Harry ‘Devastated’ as Calls Go Unanswered
The state visit was only the most visible rejection. In early April 2026, International Business Times UK reported on claims from OK! magazine that Charles had been “ghosting” and “blanking” Harry despite the prince having extended what sources described as a genuine olive branch. Harry had reportedly hoped King Charles would invite him, Meghan and their children — Prince Archie, 6, and Princess Lilibet, 4 — to Sandringham for family time this summer. The response, according to those claims, has been virtual silence.
“What has made it particularly difficult for him is the inconsistency in communication,” an insider told OK! magazine. “He had allowed himself to feel optimistic about the prospect of a proper reconciliation, but that optimism has been steadily eroded.” The source described Harry as finding the situation “devastating.” These claims are anonymous and unverified, but they align with accounts published by other outlets throughout March and April.
Earlier, in late March, Reality Tea reported similar claims from a source citing Closer Magazine, describing Harry as “disheartened” and feeling “shut out.” That account said Harry continues reaching out to his father but “doesn’t hear back most of the time.” The sourcing is inherently limited, but the recurring theme across independent reports is difficult to dismiss outright.
William: ‘Will Never, Ever Forgive Harry’
If things are bad with Charles, they may be beyond repair with William. Royal author and Mirror editor Russell Myers said in early March 2026 on the podcast A Right Royal Podcast that the relationship between Prince William, 43, and his younger brother “couldn’t be worse” — and was effectively “done.” Myers acknowledged that theoretically reconciliation might happen “maybe there is a time in the future,” but offered little optimism it was anywhere on the horizon.
A friend of William’s was separately quoted by The Daily Beast saying the Prince of Wales “will never, ever forgive Harry” for what he has done. That level of finality — even filtered through anonymous sources — shows just how deep the estrangement runs between two brothers who once walked side by side behind their mother’s coffin.

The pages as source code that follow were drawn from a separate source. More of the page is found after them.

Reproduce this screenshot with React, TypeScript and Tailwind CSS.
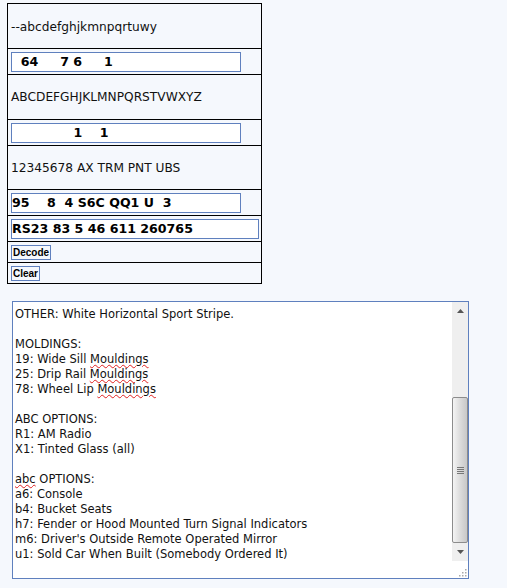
import React from 'react';

const font = "font-['DejaVu_Sans',Verdana,sans-serif]";

const LabelRow = ({ text, h }: { text: string; h: string }) => (
  <div className={`${h} flex items-center border-b border-black pl-[3px] pt-[1px] text-[12.2px] text-[#111]`}>
    {text}
  </div>
);

const InputRow = ({ value, wide }: { value: string; wide?: boolean }) => (
  <div className="h-[26px] border-b border-black pl-[3px] pt-[3px]">
    <div
      className={`${wide ? 'w-[248px]' : 'w-[230px]'} h-[20px] border border-[#5f80be] bg-white text-[12.6px] font-bold leading-[18px] whitespace-pre text-black`}
    >
      {value}
    </div>
  </div>
);

const Sq = ({ children }: { children: React.ReactNode }) => (
  <span className="underline decoration-wavy decoration-[#e02020] decoration-1 underline-offset-[1px]">
    {children}
  </span>
);

const lines: React.ReactNode[] = [
  'OTHER: White Horizontal Sport Stripe.',
  '',
  'MOLDINGS:',
  <>19: Wide Sill <Sq>Mouldings</Sq></>,
  <>25: Drip Rail <Sq>Mouldings</Sq></>,
  <>78: Wheel Lip <Sq>Mouldings</Sq></>,
  '',
  'ABC OPTIONS:',
  'R1: AM Radio',
  'X1: Tinted Glass (all)',
  '',
  <><Sq>abc</Sq> OPTIONS:</>,
  'a6: Console',
  'b4: Bucket Seats',
  'h7: Fender or Hood Mounted Turn Signal Indicators',
  "m6: Driver's Outside Remote Operated Mirror",
  'u1: Sold Car When Built (Somebody Ordered It)',
];

const btn =
  "h-[15px] border border-[#5f80be] px-[1px] font-['Liberation_Sans',Arial,sans-serif] text-[10px] font-bold leading-[13px] text-black";

export default function App() {
  return (
    <div className={`${font} min-h-[588px] w-[507px] bg-[#f5f8fd] pt-[3px]`}>
      <div className="ml-[7px] w-[255px] border border-b-0 border-black">
        <LabelRow text="--abcdefghjkmnpqrtuwy" h="h-[45px] pt-[3px]" />
        <InputRow value="  64     7 6     1" />
        <LabelRow text="ABCDEFGHJKLMNPQRSTVWXYZ" h="h-[45px]" />
        <InputRow value="              1    1" />
        <LabelRow text="12345678 AX TRM PNT UBS" h="h-[44px]" />
        <InputRow value="95    8  4 S6C QQ1 U  3" />
        <InputRow value="RS23 83 5 46 611 260765" wide />
        <div className="flex h-[21px] items-center border-b border-black pl-[3px]">
          <button className={btn}>Decode</button>
        </div>
        <div className="flex h-[21px] items-center border-b border-black pl-[3px]">
          <button className={btn}>Clear</button>
        </div>
      </div>

      <div className="ml-[12px] mt-[17px] flex h-[278px] w-[457px] border border-[#5f80be] bg-white">
        <div className="flex-1 overflow-hidden pl-[2px] pt-[5px] text-[11.5px] leading-[15px] text-[#111]">
          {lines.map((l, i) => (
            <div key={i} className="h-[15px] whitespace-pre">
              {l}
            </div>
          ))}
        </div>
        <div className="flex w-[16px] flex-col">
          <div className="flex flex-1 flex-col bg-[#efefef]">
            <div className="flex h-[17px] items-center justify-center">
              <svg width="7" height="4" viewBox="0 0 7 4">
                <path d="M0 4 L3.5 0 L7 4 Z" fill="#555" />
              </svg>
            </div>
            <div className="h-[78px]" />
            <div className="flex h-[146px] items-center justify-center rounded-[2px] border border-[#8c8c8c] bg-gradient-to-r from-[#f4f4f4] via-[#dcdcdc] to-[#c8c8c8]">
              <div className="flex flex-col gap-[1px]">
                <div className="h-[1px] w-[7px] bg-[#777]" />
                <div className="h-[1px] w-[7px] bg-[#777]" />
                <div className="h-[1px] w-[7px] bg-[#777]" />
                <div className="h-[1px] w-[7px] bg-[#777]" />
              </div>
            </div>
            <div className="flex h-[17px] items-center justify-center">
              <svg width="7" height="4" viewBox="0 0 7 4">
                <path d="M0 0 L7 0 L3.5 4 Z" fill="#555" />
              </svg>
            </div>
          </div>
          <div className="flex h-[17px] items-end justify-end bg-white p-[1px]">
            <svg width="9" height="9" viewBox="0 0 9 9">
              <rect x="7" y="1" width="1.5" height="1.5" fill="#aaa" />
              <rect x="4" y="4" width="1.5" height="1.5" fill="#aaa" />
              <rect x="7" y="4" width="1.5" height="1.5" fill="#aaa" />
              <rect x="1" y="7" width="1.5" height="1.5" fill="#aaa" />
              <rect x="4" y="7" width="1.5" height="1.5" fill="#aaa" />
              <rect x="7" y="7" width="1.5" height="1.5" fill="#aaa" />
            </svg>
          </div>
        </div>
      </div>
    </div>
  );
}
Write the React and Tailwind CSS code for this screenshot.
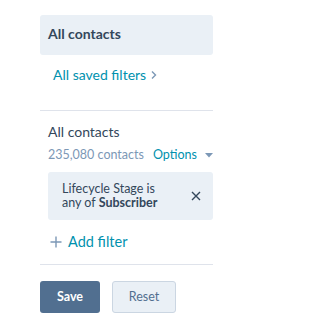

A June Wedding Offers One Fragile Opening
There is one event on the calendar being watched for any sign of thaw. Peter Phillips — Princess Anne’s son and cousin to both Harry and William — is set to marry Harriet Sperling on June 6 in a private ceremony in Gloucestershire. Former royal butler Grant Harrold has said it is “very likely” that Harry and Meghan will be invited, calling the event an ideal low-pressure setting for the family to be in the same room. Phillips, along with Zara Tindall and Princess Eugenie, has historically stayed neutral in the Sussex-Windsor conflict and has served as an informal bridge between the parties.
Whether Harry would actually attend — and whether any real contact with William would follow — remains highly uncertain. Palace sources have reportedly laid down conditions in advance: “no photos, no interactions, and absolutely no sitting next to one another.” That sounds less like a family reunion than a diplomatic standoff. Still, it may be the only opportunity 2026 has offered so far.
For now, the blow has landed. A state visit came and went. Sandringham remains a closed door. And the man who once said his “focus really has to be on my dad” is, by all accounts, still waiting for his father to pick up the phone.